Un palazzo bianco con i vetri a specchio che si erge, rigido, nella forma spigolosa e nella scelta cromatica minimale. Un video in bianco e nero proiettato su una parete nuda, il pavimento spoglio costruito dalla geometrica alternanza di piastrelle bianche e grigie. Sono come piccoli flash riportati alla mente dalle sensazioni che nascono scoltando 9, creatura di Marco Bosolo, nato a Pordenone, ma di stanza a Berlino da diversi anni.

Nella sua musica è evidente il rimando alla tradizione elettro-glitch di stampo teutonico. Ci sono le geometrie pop dei Notwist, ma c’è anche di più, soprattutto nelle scelte vocali, come in “Sogni”, brano cantato in italiano dalla voce delicata di Julia Erdmann. Sono sfumature diverse in un corpo unico e cangiante, che parte dal pop minimale in chiave elettronica, lambisce il dubstep e le sonorità  della cosiddetta avanguardia propria di etichette come la !K7. Un album moderno che non ama indugiare guardandosi allo specchio compiaciuto, prova piuttosto a distinguersi in meglio nel panorama ormai affollatissimo dell’avanguardia.
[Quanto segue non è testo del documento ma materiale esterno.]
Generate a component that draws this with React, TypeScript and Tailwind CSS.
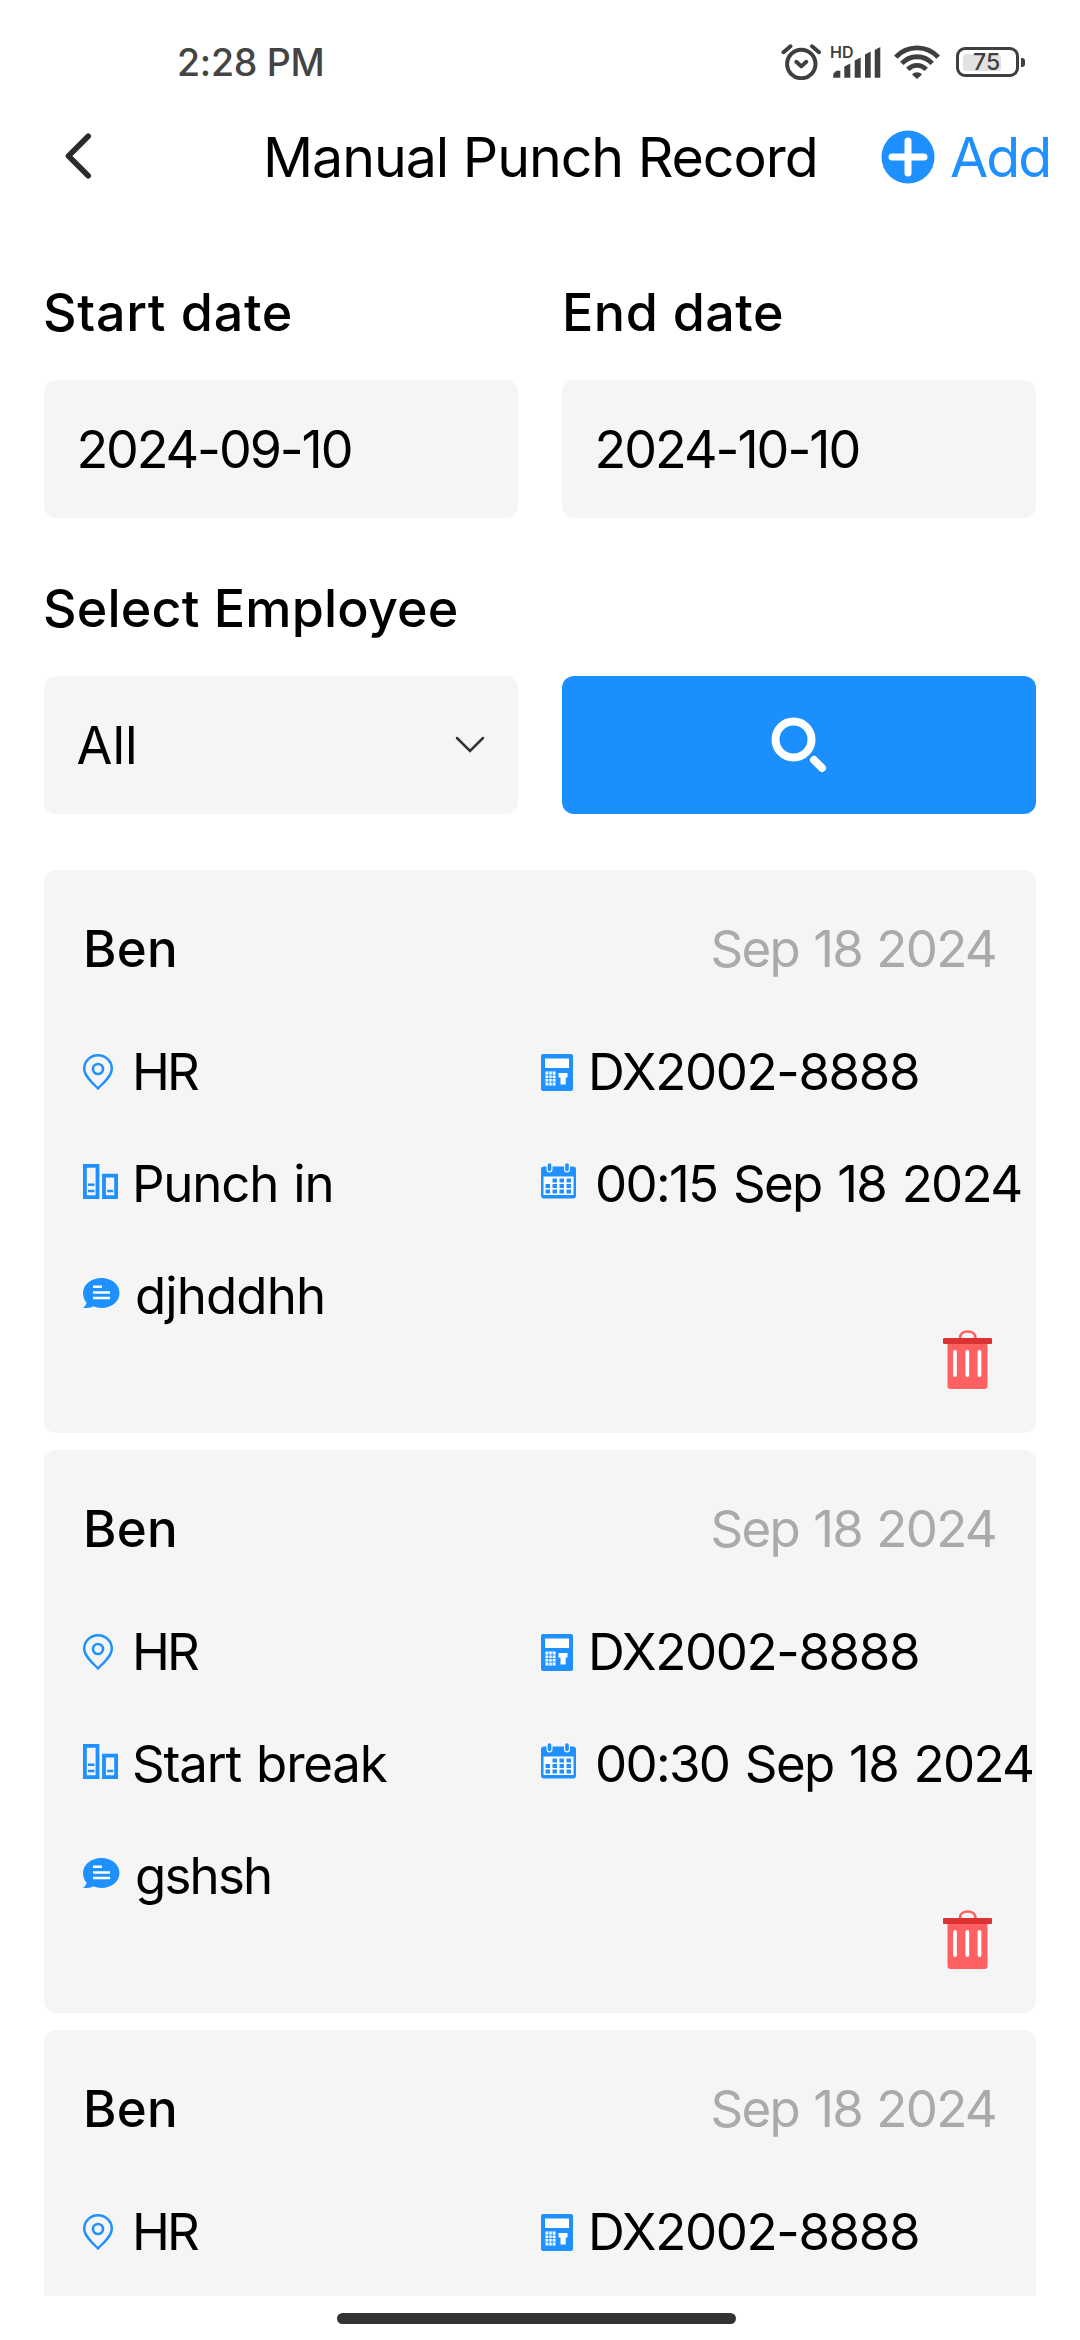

E da qualunque angolazione lo si possa analizzare, “Eponymous” è un disco che non sfugge mai al concetto di pop, che sia una pulsazione appena accennata dietro una tendina di loop delicati, oppure una malinconica voce che canta soffusa al calare della notte il risultato è sempre godibile. Un pugno di sogni sintetici appesi fuori la finestra che guarda la strada vuota sotto di noi.